Ethical glance to data mining for political purposes

Baku, August 24, AZERTAC

Undoubtedly, in the era of digitalization, the priorities of individuals and societies have significantly transformed. Within this process, the perspective of ethical sensitivity slightly changed to privacy. Specific techniques such as data analysis, employed by telecommunications financial services, insurance, customer relationship management (CRM), retail, and utilities to alleviate the burden of the above-mentioned entities from the aspect of attainment of meaningful information. Another technique, data mining has more recently been used by educators, government officials; intelligence agencies, and law enforcement. It helps mitigate redundant data overload, by extracting value from volume. Notwithstanding, data analysis varies from data mining in numerous forms. Namely, process-driven data analysis, accompanied by an opinion or hypothesis, which tries to draw a rational outcome of a pattern, accept or reject a hypothesis, or generalize information to estimate after time actions is not data mining.

The presidential elections in the United States in 2016 and The United Kingdom European Union membership referendum – Brexit was accompanied by the emergence of ethically equivocal techniques and methods. So that the political inducement built and executed on social networking websites to manipulate the outcomes of the elections. Namely, the use of “microtargeting”, a term that refers to direct marketing data mining techniques that involve predictive market segmentation (also known as cluster analysis) has been admitted afterward by the authorities.

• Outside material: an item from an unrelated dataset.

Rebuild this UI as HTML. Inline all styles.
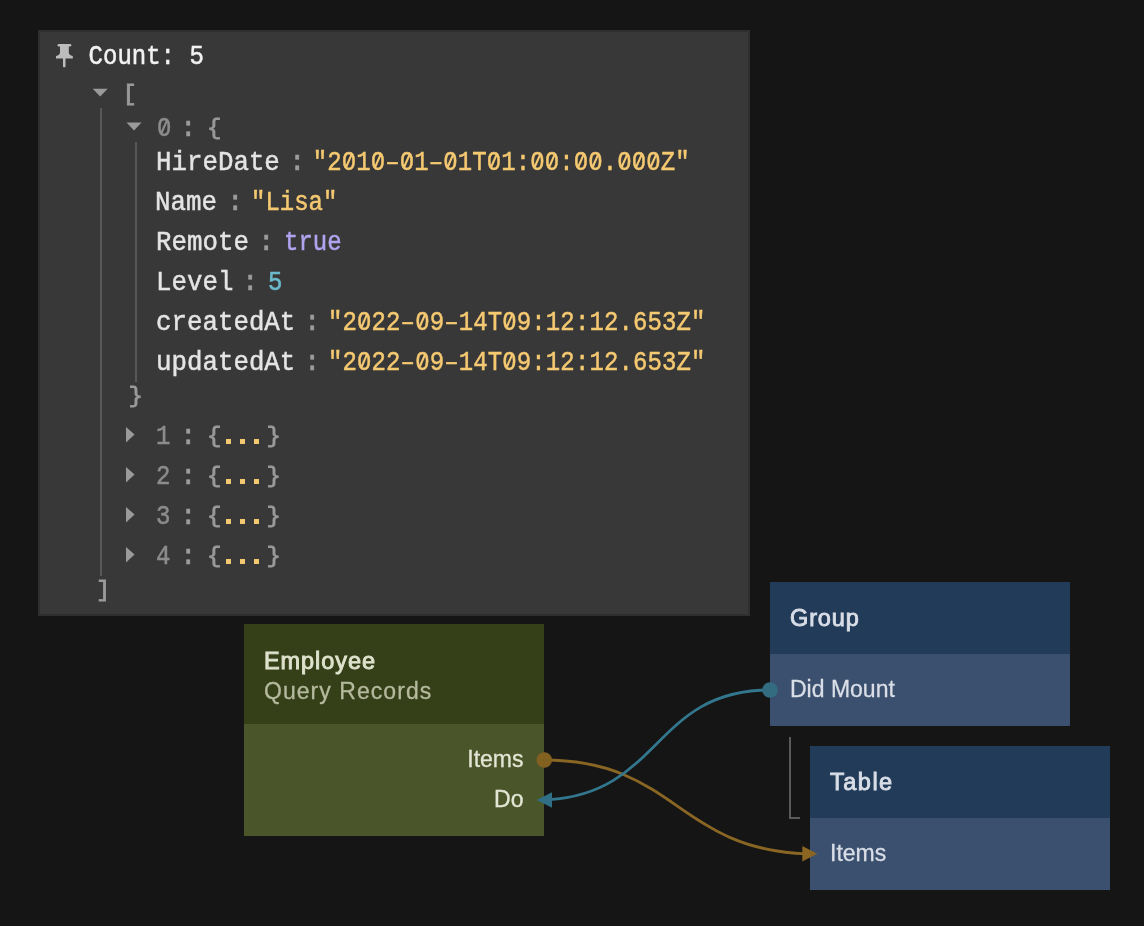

In the light of above-mentioned cases, in the contemporary world, the boundaries of privacy constitute a major ethical dilemma. Therefore, the task of defining exactly, what privacy does and does not comprise legal, ethical, and practical aspects is topical for the scholars. In the given context, Jurgen Habermas provides a diverse perspective on the historical evolution of public and private spheres. Habermas categorizes the development of activity as, pre and concurrent with the industrialization process in the West. One of these, the private sphere, includes those areas relevant to the degree of privacy, comprising business, private thought, and the family. The public sphere, however, is not restricted to the spaces not only in which government entities operated but, essentially, also within the bounds private, autonomous individuals avowedly debated patterns and matters of prevalent concern. As time went on, the public sphere established a predominance over previously private considered areas. This established constraints on the ability of individuals to exercise autonomy by practicing private behavior and testing prospective actions. Also, the appendage of the public sphere would be considered as the introduction of data collection, and utilization practices that intervene in the point that Habermas considers as the nucleus of the private sphere, the core of the family which currently, exposed through social networking sites participation and other internet activities.

From the ethical aspect, recent issues form a basis to question whether Kant’s view on autonomy and his theory of categorical imperative adequately generates ethical reactions to the privacy concerns accompanied by the possibility of the usage of the cultivated data to form behavioral profiles and consequently, individuals may be discommoded with a massive volume of politically motived direct and indirect messages to influence their judgments to orient them for voting in favor of specific candidates or issues. According to some scholars, individual autonomy is defined as the core function of privacy. Kant assigned supreme significance to autonomy in his work of the Metaphysic of Morals. The person that can be categorized as autonomous is the one, who acts from reasons, considering facts, and choosing the right actions that one realizes are most ethical in compliance with the categorical imperative. Any intervention to autonomy would create a chain reaction in response, as privacy is the primary concern of individuals in the 21st Century. However, manipulation with autonomy by developing numerous methods with the purpose of the utilization of the personal data of users to orient users/electorate through social networking sites is shaping their decisions by creating behavioral profiles, and undoubtedly, this process dramatically affects the implication of Kant’s Ethical Imperative. From this perspective, if a web service is considering the ethical ramifications of collecting and selling the data of its users, for example, it might ask whether it would be moral for all web services to do so. If the result would limit individual autonomy, as when such data is used to affect behavior in ways its users cannot know, thus limiting someone’s ability to exercise rational judgment, the answer would be no.

As the data-centric business entities and platforms enlarge and diversify their operations, they are obliged to establish an ethical framework of data usage (It is very significant to make a distinction of two terms: data analysis and data mining, as they differ in numerous forms). Though, if their unwillingness to emphasize core issues regarding data problems would continue, naturally, the intellectual components of the system will be induced to engage in and the duty of seeking a solution will be taken by other parties. As a mechanism, microtargeting shall be re-evaluated by ethicists from a comprehensive approach toward this issue. Contrary to popular belief, the ethical analysis will stimulate sustainable growth in the data sphere, as well.